The new study, published in the journal of the American Society for Microbiology, shows that the XMRV/pMLV hypothesis is almost certainly not correct. The original positive finding was probably the result of contamination. Now scientists are looking at psychological, genetic or autoimmune mechanisms to explain the disease.
So what on earth is going on? Why do people throw death threats around and compare humane doctors to death-camp psychopaths for daring to suggest that a disease has one cause not another? What does it matter whether ME is caused by a virus, a faulty gene, a psychiatric issue or an errant immune system? Maybe it will turn out to be a combination of two or more of the above. We do not know. Surely, one would think, the point is to find out and to find a way of curing it.
The problem seems to be the labelling of ME as a ‘psychiatric’ condition. To some people this means that it is not a ‘real’ illness, but rather something ‘just in the mind’. But this ignores that fact that psychiatric illnesses are as real as influenza and cancer and the ‘mind’ is an organ just like the liver or lungs. There is still plenty of stigma and nonsense attached to mental illness of course but the days when sufferers were despised as possessed by the devil and shunned by all are long behind us.
So what explains the virulence of the attacks? In the BMJ piece, Dr Shepherd surmised that many of the persistent campaigners do not have ME at all. They could be fringe obsessives, with ‘personality problems … they are damaged and disturbed, with an obsession about psychiatry’.
Something about this disease seems to cause a suspension of reason. It may of course be the case that a phobia of psychiatry emerges as part of the illness itself. That said, the ME sufferers I have met have never seemed particularly bothered one way of the other what is causing their condition; they just want to get better.
It is all very odd. The trial reported in the Lancet suggesting that exercise and CBT were effective was subject to a vigorous campaign, and one doctor (not an ME sufferer) wrote a 442-page rebuttal to the Lancet, which was full of accusations of bias. When this was given to the Medical Research Council for a response, another flood of accusations followed. There was a campaign to prevent NICE, the medical-value-for-money watchdog, not to approve ‘psychiatric’ treatments such as CBT. There was even a petition sent to Downing Street. This does not happen in other areas of medicine. Only the anti-vaccine campaigns provide some sort of parallel and even these did not involve the sort of vitriol and personal threats associated with the ME controversy.

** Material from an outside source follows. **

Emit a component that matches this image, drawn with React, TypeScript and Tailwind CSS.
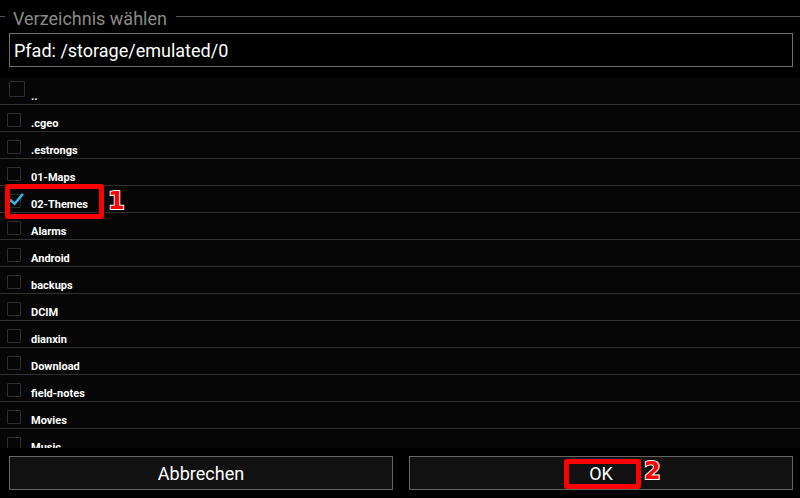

What is the role of the ME Association, the patients’ campaign and support group? Dr Shepherd, the victim, remember of attacks after he voiced scepticism of the viral link, is medical adviser and trustee of the MEA. Despite this the Association was involved in the campaign to discredit the psychiatric approaches to treatment.
There is a deep mystery here and one is forced to suspect that there is more to all this than meets the eye. It may be the case that the ‘ME terrorists’, by which I mean those anonymous people who have issued death threats and suchlike, not those who have made a reasoned and intellectually respectable case for the virus hypothesis, amount to no more than a handful of very disturbed people who may not have anything to do with ME at all.
What is mysterious is the fact that although a belief that this disease is psychiatric in origin may be debateable and even controversial, it seems to arouse the same sort of passions that accompany vivisection, a far more (on the face of it) emotive subject. Perhaps now the final nail in the coffin of the virus theory appears to have been driven home, we will find out once and for all the true story behind the ME fanatics.